Las Vegas lost a founding titan Monday night when Mr. Kerkorian, 98, died in Los Angeles after a brief illness. The billionaire rose from poverty to invest in airlines, car companies and film studios throughout his career, but his greatest passion and legacy was Las Vegas, a city he returned to again and again to build hotels and transform gaming companies.

As reported by the Review-Journal’s Howard Stutz, Mr. Kerkorian’s first business with the city came after his service in World War II, when he founded a charter airline to fly gamblers from Los Angeles to Las Vegas. He sold the airline and started buying land around the resort corridor, including the acreage where Caesars Palace now stands. He bought the Flamingo and built the International in 1969, which became better known as the Las Vegas Hilton and today stands as the Westgate, in a direct challenge to Howard Hughes’ casinos. It nearly broke him.

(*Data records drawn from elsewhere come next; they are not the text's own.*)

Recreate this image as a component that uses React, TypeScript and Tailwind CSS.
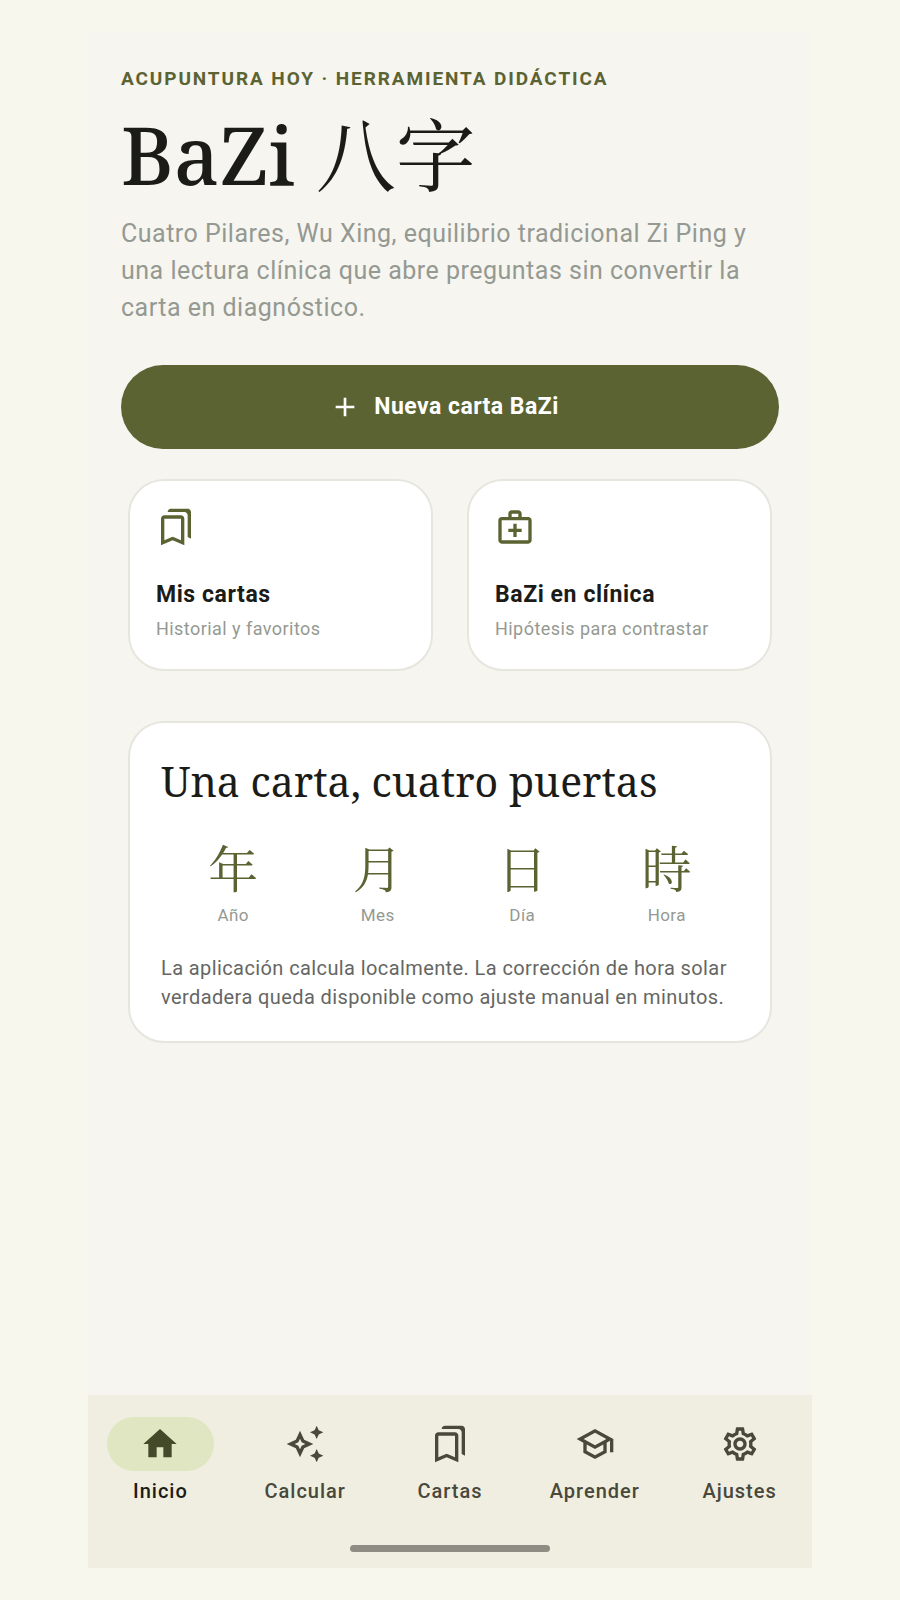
import type { IconType } from "react-icons";
import {
  MdAdd,
  MdHome,
  MdOutlineAutoAwesome,
  MdOutlineBookmarks,
  MdOutlineMedicalServices,
  MdOutlineSchool,
  MdOutlineSettings,
} from "react-icons/md";

const serif =
  "font-['Noto_Serif','Droid_Serif','DejaVu_Serif','Noto_Serif_CJK_SC','Noto_Sans_CJK_SC',serif]";

const pillars = [
  { glyph: "年", label: "Año" },
  { glyph: "月", label: "Mes" },
  { glyph: "日", label: "Día" },
  { glyph: "時", label: "Hora" },
];

const tabs: { icon: IconType; label: string; active?: boolean }[] = [
  { icon: MdHome, label: "Inicio", active: true },
  { icon: MdOutlineAutoAwesome, label: "Calcular" },
  { icon: MdOutlineBookmarks, label: "Cartas" },
  { icon: MdOutlineSchool, label: "Aprender" },
  { icon: MdOutlineSettings, label: "Ajustes" },
];

type ShortcutProps = {
  icon: IconType;
  title: string;
  subtitle: string;
};

const Shortcut = ({ icon: Icon, title, subtitle }: ShortcutProps) => {
  return (
    <button
      type="button"
      className="flex flex-1 flex-col items-start rounded-[36px] border-2 border-[#e6e6df] bg-white p-[26px] text-left"
    >
      <Icon className="size-10 text-[#5b6333]" />
      <span className="mt-8 text-[23px] font-bold leading-8 tracking-wide text-[#1b1c18]">
        {title}
      </span>
      <span className="mt-1 text-lg leading-7 tracking-wide text-[#949992]">{subtitle}</span>
    </button>
  );
};

const PillarsCard = () => {
  return (
    <section className="mx-[7px] mt-[50px] rounded-[36px] border-2 border-[#e6e6df] bg-white px-[31px] pb-[29px] pt-8">
      <h2 className={`text-[41px] leading-[52px] text-[#1b1c18] ${serif}`}>
        Una carta, cuatro puertas
      </h2>
      <ul className="mt-[30px] grid grid-cols-4">
        {pillars.map((p) => (
          <li key={p.label} className="flex flex-col items-center">
            <span lang="zh-Hans" className={`text-[50px] leading-[64px] text-[#5b6333] ${serif}`}>
              {p.glyph}
            </span>
            <span className="mt-0.5 text-[17px] leading-6 tracking-wide text-[#949992]">
              {p.label}
            </span>
          </li>
        ))}
      </ul>
      <p className="mt-[27px] text-xl leading-[29px] tracking-[0.02em] text-[#656663]">
        La aplicación calcula localmente. La corrección de hora solar verdadera queda disponible
        como ajuste manual en minutos.
      </p>
    </section>
  );
};

const BottomNav = () => {
  return (
    <nav className="bg-[#f0eee1] pb-4 pt-[22px]">
      <div className="grid grid-cols-5">
        {tabs.map(({ icon: Icon, label, active }) => (
          <a
            key={label}
            href={`#${label.toLowerCase()}`}
            aria-current={active ? "page" : undefined}
            className="flex flex-col items-center"
          >
            <span
              className={`flex h-[54px] w-[107px] items-center justify-center rounded-full ${
                active ? "bg-[#e1e6c2] text-[#444a29]" : "text-[#48483b]"
              }`}
            >
              <Icon className="size-10" />
            </span>
            <span
              className={`mt-1.5 text-xl font-medium leading-7 tracking-wider ${
                active ? "text-[#1b1c18]" : "text-[#48483b]"
              }`}
            >
              {label}
            </span>
          </a>
        ))}
      </div>
      <div className="mx-auto mt-10 h-[7px] w-[200px] rounded-full bg-[#8d8d83]" />
    </nav>
  );
};

export default function App() {
  return (
    <div className="flex min-h-screen bg-[#f7f7ee] px-[88px] py-8 font-['Roboto','Noto_Sans_CJK_SC',sans-serif]">
      <div className="flex flex-1 flex-col bg-[#f6f5f0]">
        <main className="flex-1 px-[33px] pt-[33px]">
          <p className="text-[19px] font-bold leading-7 tracking-widest text-[#5b6333]">
            ACUPUNTURA HOY · HERRAMIENTA DIDÁCTICA
          </p>
          <h1
            className={`mt-[7px] text-[80px] font-medium leading-[108px] text-[#1b1c18] ${serif}`}
          >
            BaZi{" "}
            <span lang="zh-Hans" className="font-normal">
              八字
            </span>
          </h1>
          <p className="mt-[7px] text-[25px] leading-[37px] tracking-[0.02em] text-[#949992]">
            Cuatro Pilares, Wu Xing, equilibrio tradicional Zi Ping y una lectura clínica que abre
            preguntas sin convertir la carta en diagnóstico.
          </p>
          <button
            type="button"
            className="mt-[39px] flex h-[84px] w-full items-center justify-center gap-[13px] rounded-full bg-[#5b6333] pl-7 pr-10 text-[23px] font-bold tracking-[0.02em] text-white"
          >
            <MdAdd className="size-8" />
            Nueva carta BaZi
          </button>
          <div className="mx-[7px] mt-[30px] flex gap-[34px]">
            <Shortcut icon={MdOutlineBookmarks} title="Mis cartas" subtitle="Historial y favoritos" />
            <Shortcut
              icon={MdOutlineMedicalServices}
              title="BaZi en clínica"
              subtitle="Hipótesis para contrastar"
            />
          </div>
          <PillarsCard />
        </main>
        <BottomNav />
      </div>
    </div>
  );
}
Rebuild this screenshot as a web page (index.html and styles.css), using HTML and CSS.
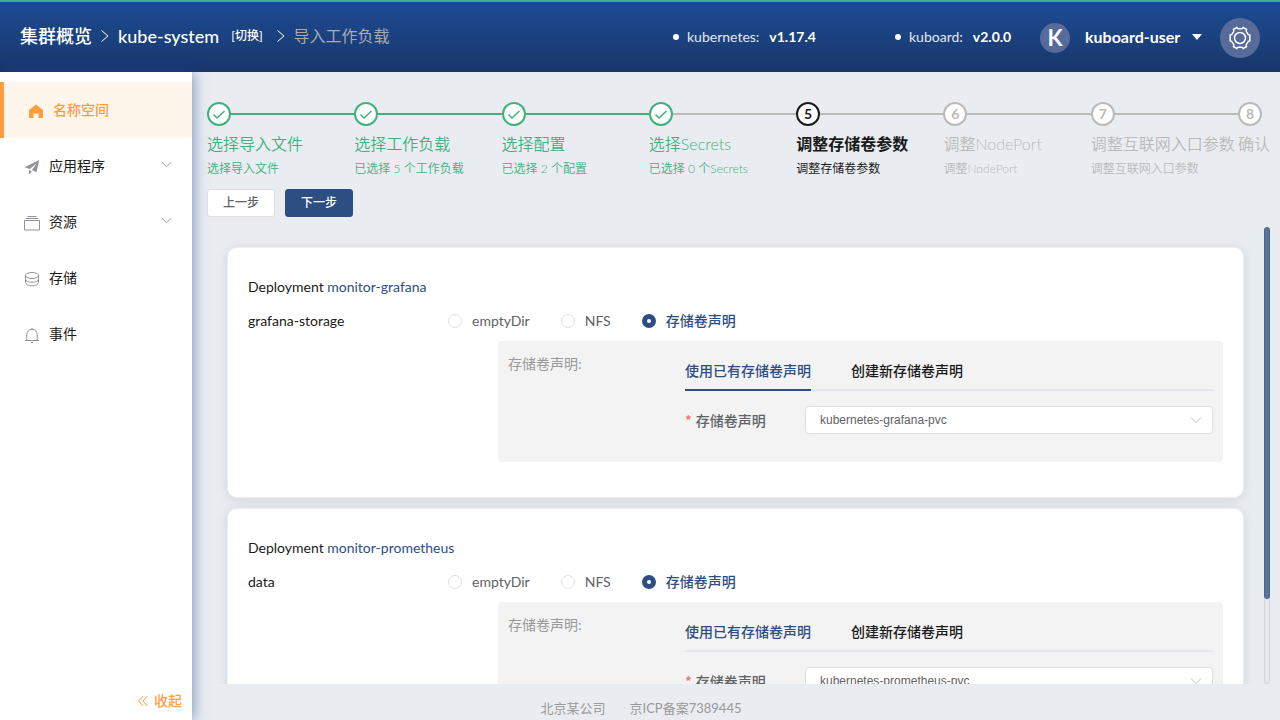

He sold the hotels in 1971, then built the original MGM Grand (now Bally’s) in 1973. He sold that hotel in 1986, and next year bought the Desert Inn and the Sands from what was left of Mr. Hughes’ empire. In 1988, he sold the Sands to Sheldon Adelson, who eventually developed the site into The Venetian and The Palazzo. In 1989, he purchased the Marina and rebuilt it as today’s MGM Grand. In the 2000s, he led MGM Grand’s acquisitions of Steve Wynn’s Mirage Resorts and the Mandalay Resort Group, and he championed the construction of CityCenter.

Mr. Kerkorian died as the largest shareholder in MGM Resorts International, the company that dominates the Las Vegas Strip. Each of the Las Vegas hotels he built opened as the world’s largest. Especially when he opened the International, few people thought he could so greatly increase hotel room inventory and survive. But he believed in the Las Vegas experience and the idea that incredible hotels could fill themselves.

David Schwartz, director of the Center for Gaming Research at UNLV, told Mr. Stutz that Mr. Kerkorian “may have had the biggest impact of any one individual” ever on the Strip, forcing “Las Vegas to think big.”

“Today we accept that the city has a good percentage of the world’s biggest hotels and some of its most profitable casinos, restaurants and nightclubs,” Mr. Schwartz said. “Kerkorian was the first one to think of Las Vegas in those terms and to actually deliver. Without him, our city would be much smaller in many ways.”

Mr. Kerkorian’s story is vintage American. His parents were Armenian immigrants, and he had no formal education past the eighth grade. His upbringing and early life experiences as a boxer, airplane pilot and high-rolling gambler shaped a hungry, risk-taking business acumen that often defied conventional wisdom. He was a self-made man in every sense of the definition, who gave generously to charity. He donated hundreds of millions of dollars to benefit Armenians, and his Lincy Foundation has handed out more than $1 billion.

Mr. Kerkorian and Las Vegas were a perfect fit. His brilliance and unyielding belief in the city will be missed.